To ensure the simulated vertically challenging terrain resemble the real world, we first utilize our physical V4W to collect elevation map data on a custom-built indoor testbed designed for vertically challenging terrain. This testbed includes hundreds of rocks and boulders, averaging 30cm in size (matching the scale of the V4W), which are randomly laid out and stacked on a 3.1 $\times$ 1.3m test course. The highest elevation of the test course can reach up to 0.5m, more than twice the height of the vehicle (Fig. 1 top). We create a grayscale Bitmap image (BMP) with the collected data to represent terrain elevation [54]. In the Chrono multi-physics simulation engine, a triangular mesh is generated by assigning a vertex to each pixel of the BMP image. The mesh is then horizontally to match the given extents and expanded vertically to align with the specified range. This ensures that the darkest pixel aligns with the minimum height and the lightest pixel corresponds to the maximum height (Fig. 1 bottom).

To create vertically challenging environments with different difficulty levels as shown in Fig. 2, we create a sequence of elevation maps by linearly interpolating between a starting map $I_{0}$ (flat terrain) and an ending map $I_{N}$ (rugged terrain) using a weighted average. The intermediate image $I_{k}$ at stage $k$ out of $N$ stages can be calculated using the following equation:

I_{k}=(1-\frac{k}{N})I_{0}+\frac{k}{N}I_{N},\quad\forall k\in\{0,1,...,N\}.

(1)

In Eqn. (1), the term $\displaystyle\frac{k}{N}$ is used to define the interpolation weight $w$ in Fig. 2. This approach is based on the principle of curriculum learning, which posits that models can learn more effectively and efficiently when tasks are introduced in a structured, incremental manner, starting with simpler tasks and gradually moving to more complex ones.

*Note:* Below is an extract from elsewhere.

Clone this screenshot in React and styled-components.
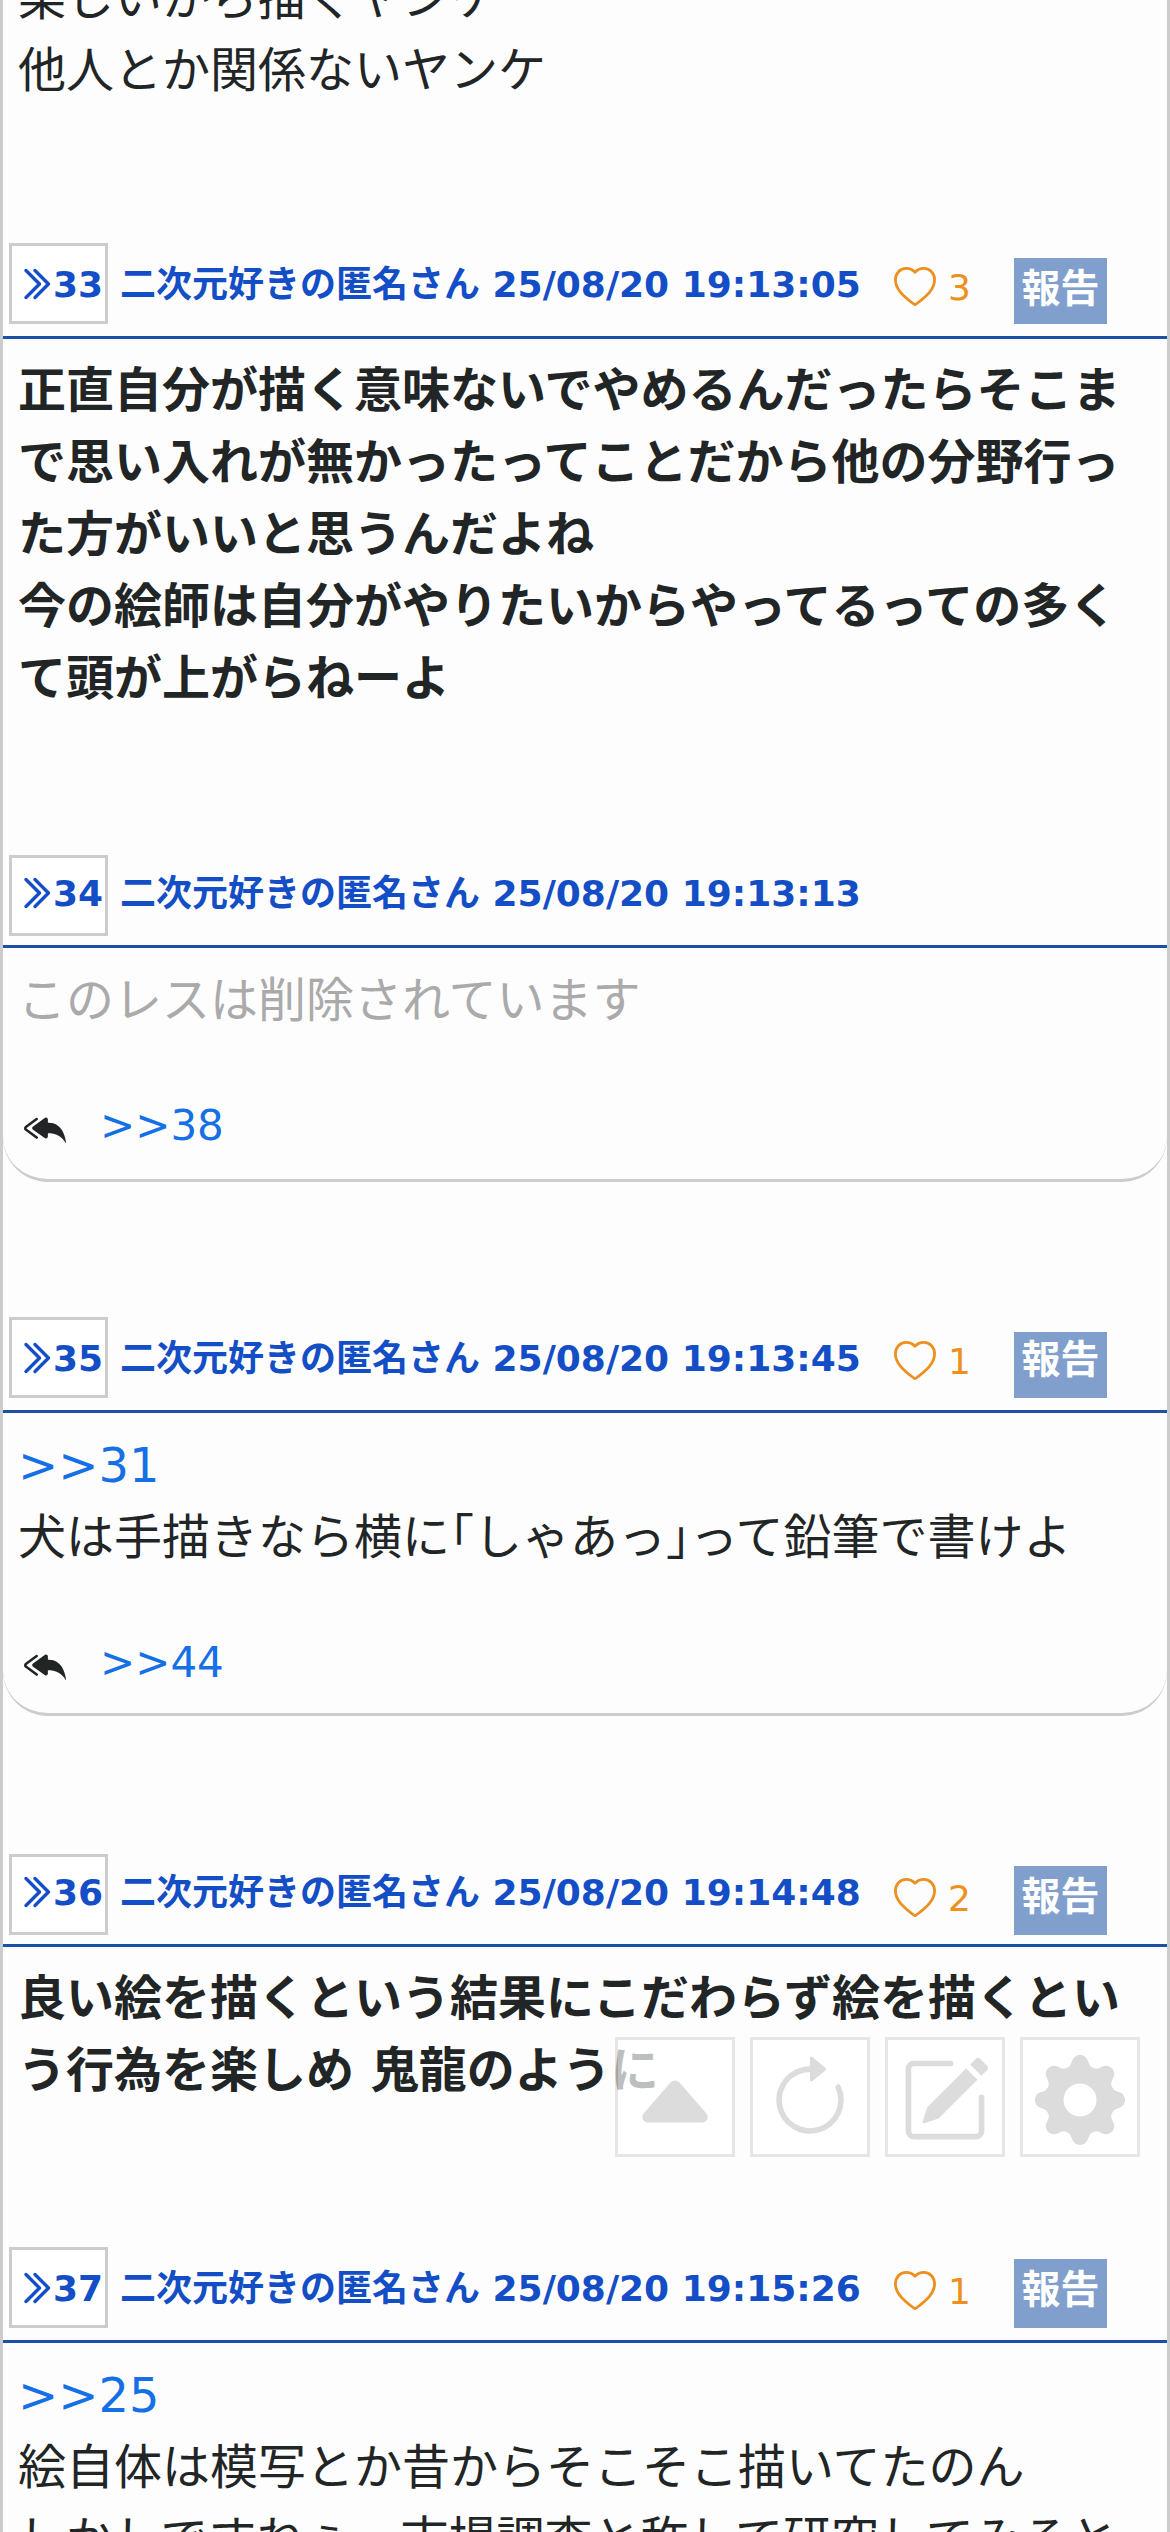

III-B RL Problem Formulation

We employ RL to train a policy that receives environmental inputs and generates actions to drive the robot through vertically challenging terrain, avoiding getting stuck and rolling over while moving toward a designated goal.

A regular Markov Decision Process (MDP) can be defined by a tuple $(\mathcal{S},\mathcal{A},\mathcal{T},\gamma,\mathcal{R})$ , including state, action, state transition, discount factor and reward. The goal is to learn a policy $\pi:\mathcal{S}\to\mathcal{A}$ to maximize the expected cumulative reward over the task horizon $T$ , i.e.,

\max_{\pi}\ \mathbb{E}_{a_{t}\sim\pi(\cdot|s_{t})}\left[\sum_{t=0}^{T}\gamma^{t}R_{t}\right],

(2)

where $a_{t}\in\mathcal{A}$ and $s_{t}\in\mathcal{S}$ are the action and state of the system at each step. To learn wheeled mobility for vertically challenging terrain, the following design choices are made:

III-B1 State Space

The inputs to our RL policy include angular difference between the vehicle and goal heading (in radian), current vehicle velocity (in m/s), and cropped elevation map centered at and aligned with the vehicle. We use a Sliced-Wasserstein Autoencoder (SWAE) to reduce elevation map dimensionality and utilize the latent vector to preserve original elevation information. After SWAE pretraining, we freeze the parameters of the encoder during RL training.

III-B2 Action Space

The RL policy’s outputs include desired linear speed and steering angle, instead of raw throttle and steering commands, in order to improve learning efficiency. A PID controller controls the throttle and steering commands to achieve the desired linear speed and steering angle.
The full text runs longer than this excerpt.